Lynn, 40 next Saturday, set a target nobody else could match on 18-under and spent the final 90 minutes of this tournament watching the 16 players who started the final round behind him engage in a difficult game of catch-up on ever-hardening greens.

Thornton (36) who started this year wondering if, as a father of two toddlers, he could any longer afford to pursue his fortune on the Challenge Tour, finished his season with a handsome €41,200 cheque in a tie for eighth place on 14-under after playing a prominent part in the pursuit of Lynn.

As a maiden Tour winner at the dual-ranking event at St Omer in June, Thornton suddenly made his card for next season safe.

Granted precious breathing space, the Co Down resident began performing with real flair and flourish.
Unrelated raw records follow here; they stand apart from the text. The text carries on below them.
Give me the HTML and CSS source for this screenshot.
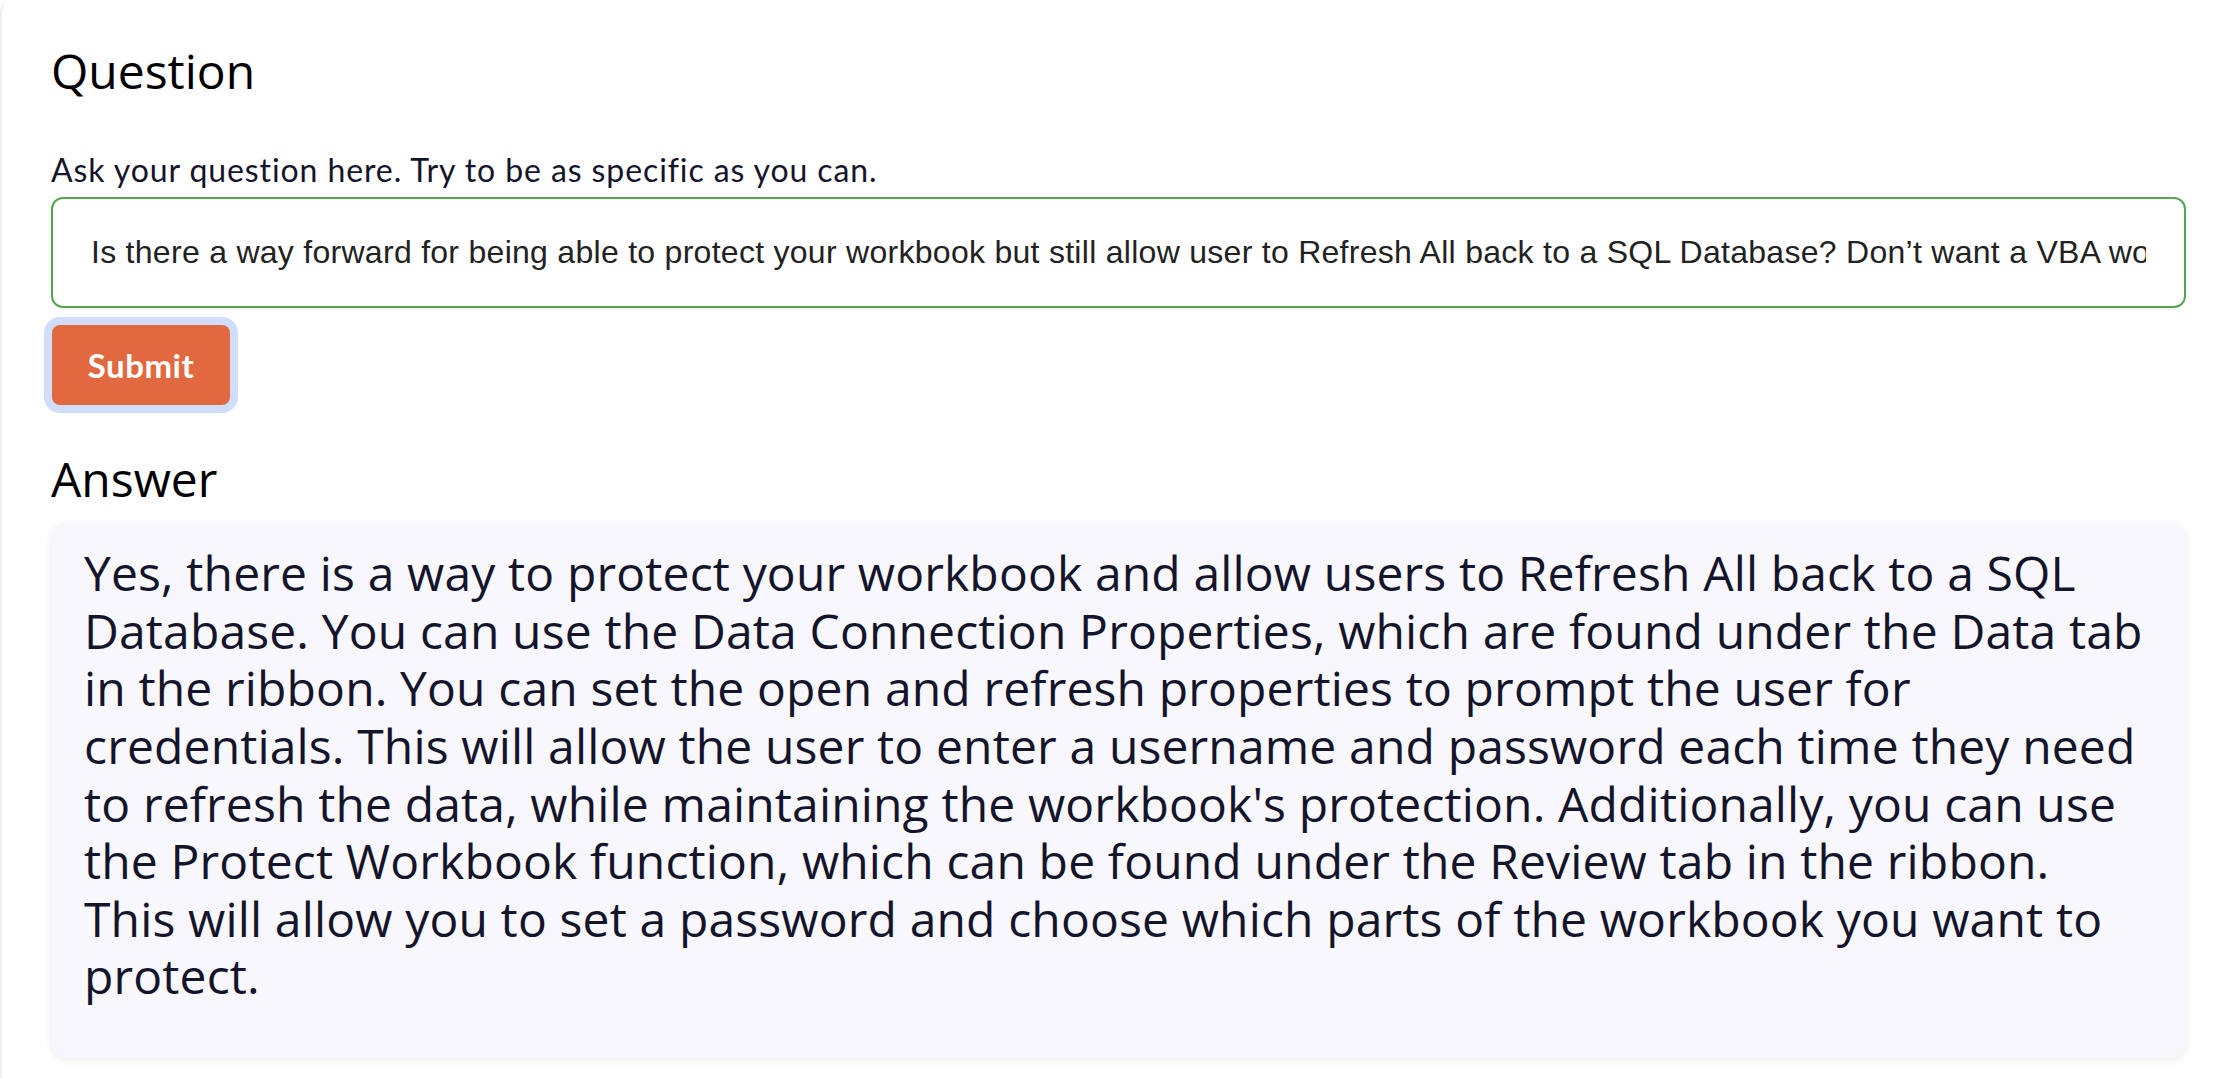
FILE: index.html
```html
<!DOCTYPE html>
<html lang="en">
<head>
    <meta charset="UTF-8">
    <meta name="viewport" content="width=device-width, initial-scale=1.0">
    <title>Question</title>
    <link rel="stylesheet" href="styles.css">
</head>
<body>
    <div class="page">
        <form class="ask-form" onsubmit="return false">
            <h2>Question</h2>
            <label for="question">Ask your question here. Try to be as specific as you can.</label>
            <input type="text" id="question" name="question" value="Is there a way forward for being able to protect your workbook but still allow user to Refresh All back to a SQL Database? Don’t want a VBA workaround if possible.">
            <div class="actions">
                <button type="submit" class="submit-btn">Submit</button>
            </div>
        </form>

        <h2>Answer</h2>
        <div class="answer">
            <p>Yes, there is a way to protect your workbook and allow users to Refresh All back to a SQL Database. You can use the Data Connection Properties, which are found under the Data tab in the ribbon. You can set the open and refresh properties to prompt the user for credentials. This will allow the user to enter a username and password each time they need to refresh the data, while maintaining the workbook's protection. Additionally, you can use the Protect Workbook function, which can be found under the Review tab in the ribbon. This will allow you to set a password and choose which parts of the workbook you want to protect.</p>
        </div>
    </div>
</body>
</html>
```

FILE: styles.css
```css
body {
    margin: 0;
    background-color: #ffffff;
    font-family: "Open Sans", sans-serif;
}

.page {
    border-left: 2px solid #f0f0f4;
    border-top-left-radius: 12px;
    min-height: 1078px;
    box-sizing: border-box;
    padding: 42px 34px 0 49px;
}

.page h2 {
    font-size: 48px;
    font-weight: 400;
    line-height: 1.2;
    color: #000000;
    margin: 0;
}

.ask-form label {
    display: block;
    font-family: "Lato", sans-serif;
    font-size: 32px;
    letter-spacing: 0.9px;
    color: #14142b;
    margin-top: 50px;
    margin-bottom: 8px;
}

.ask-form input {
    display: block;
    width: 100%;
    height: 111px;
    box-sizing: border-box;
    padding: 0 38px;
    border: 2px solid #55a64f;
    border-radius: 12px;
    font-family: "Liberation Sans", sans-serif;
    font-size: 32px;
    letter-spacing: 0.28px;
    color: #222222;
    outline: none;
}

.actions {
    padding: 17px 0 0 1px;
}

.submit-btn {
    width: 178px;
    height: 80px;
    border: none;
    border-radius: 8px;
    background-color: #e2693f;
    color: #ffffff;
    font-family: "Lato", sans-serif;
    font-weight: 700;
    font-size: 33px;
    letter-spacing: 0.5px;
    box-shadow: 0 0 0 8px #d0ddfb;
    cursor: pointer;
}

.ask-form {
    margin-bottom: 45px;
}

.answer {
    margin-top: 16px;
    background-color: #f7f7fc;
    border-radius: 16px;
    box-shadow: 0 2px 8px rgba(0, 0, 0, 0.08);
    padding: 21px 41px 53px 33px;
}

.answer p {
    margin: 0;
    font-size: 48px;
    line-height: 1.2;
    letter-spacing: 0.15px;
    color: #14142b;
}
```
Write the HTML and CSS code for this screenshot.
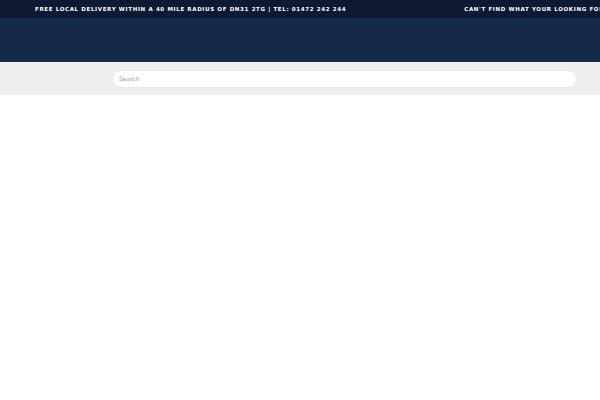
FILE: index.html
```html
<!DOCTYPE html>
<html>
<head>
<meta charset="utf-8">
<link rel="stylesheet" href="styles.css">
</head>
<body>
<div class="topbar">
  <span class="msg">FREE LOCAL DELIVERY WITHIN A 40 MILE RADIUS OF DN31 2TG | TEL: 01472 242 244</span>
  <span class="msg">CAN'T FIND WHAT YOUR LOOKING FOR? CALL US ON 01472 242 244</span>
</div>
<div class="header"></div>
<div class="searchband">
  <div class="searchbox">Search</div>
</div>
</body>
</html>
```
FILE: styles.css
```css
html, body { margin: 0; padding: 0; background: #fff; }
body { font-family: "DejaVu Sans", sans-serif; }
.topbar {
  height: 18px;
  background: #0e1a33;
  display: flex;
  align-items: center;
  gap: 118px;
  padding-left: 35px;
  white-space: nowrap;
  overflow: hidden;
}
.msg {
  color: #fff;
  font-weight: bold;
  font-size: 5.5px;
  letter-spacing: 0.65px;
  flex: none;
}
.header {
  height: 44px;
  background: #152a4a;
}
.searchband {
  height: 33px;
  background: #efefef;
  box-shadow: 0 3px 6px rgba(0,0,0,0.08);
  display: flex;
  align-items: center;
  padding-left: 112px;
  padding-right: 23px;
}
.searchbox {
  flex: 1;
  height: 18px;
  box-sizing: border-box;
  background: #fff;
  border: 1px solid #e6e6e6;
  border-radius: 9px;
  font-size: 6px;
  color: #999;
  display: flex;
  align-items: center;
  padding-left: 6px;
}
```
Learning well from the experience of taking a share of the lead into the weekend at last month's Italian Open, where he ultimately tied 16th, Thornton contended for victory all the way up to the final three holes yesterday, before misfortune intervened to leave him with a level-par 71.

But for a couple of dropped shots at 16 and 17, Yorkshire-born Thornton, who has taken out Irish citizenship since moving to Newcastle 15 years ago and subsequently marrying local girl Ciara, would have finished in a four-way tie for third, which would have been worth €95,000.

So a couple of minor errors effectively cost him a whopping €53,800. After raising a throaty roar from the many Irish fans in the large galleries by holing a monster birdie putt at 15, Thornton paid an hefty price for misreading the ocean breeze at the par-three 16th.

Instead of taking the five-iron he believed would bound through the rock-hard green, he took a six-iron and was stunned when it ballooned in the gusting wind and fell short in the front fringe. He took three to get down and again at 17, where his 20-foot putt for birdie ran a stunning 10 feet past the hole on an unpredictably quick green which foxed several others.

"Unbelievable," was the word Thornton used to describe the pace at which that putt ran past the hole ... but his frustration was short-lived. "It was a bit disappointing there the last three holes but I played some good shots and was still in there contending. So I suppose I have to be happy overall."

Certainly a lot happier than Peter Lawrie, who missed his eighth cut in nine events in Portugal and heads for the final event of his season, this week's Perth International, needing at least a top-30 finish to spare himself a dreaded visit to Q-School.


Lawrie dropped to three places to 114th in the Order of Merit on €217,107 – that's €11,200 shy of 110th and salvation.

Though David Higgins made the cut at Vilamoura, he was frustrated with his 57th-place finish on five-under following a closing 71, especially after making bogey at 18 for the second day in succession. A €5,700 cheque means the Waterville native, one behind Lawrie in 115th and currently €17,368 beyond the pale, must finish in the top 20 in Perth.

Clearly drained by his exhausting Ryder Cup schedule, Paul McGinley's batteries ran flat as a one-under 70, featuring a glorious pitch-in eagle at 15, left him tied 51st on six-under (worth €7,600).

After missing the cut in Vilamoura, defending champion Shane Lowry caddied for his good pal Dara Lernihan in the final round of the PGA Irish Professional Championship at Roganstown.

Lynn, who won his only other Tour title at the 20013 KLM Open, showed his class as a ball-striker when finishing second to McIlroy in last year's PGA at Kiawah Island.

Interestingly, Holywood star McIlroy now lies 60th in the Race to Dubai but should easily clinch his place in the field for the DP World Tour Championship at the upcoming BMW Masters and HBC Champions in Shanghai.

Padraig Harrington, who skipped Portugal to get to Bermuda in time for today's opening of the defence of his title at the 36-hole PGA Grand Slam Championship, today drops out of the top 100 in the World Golf Rankings for the first time since 1999.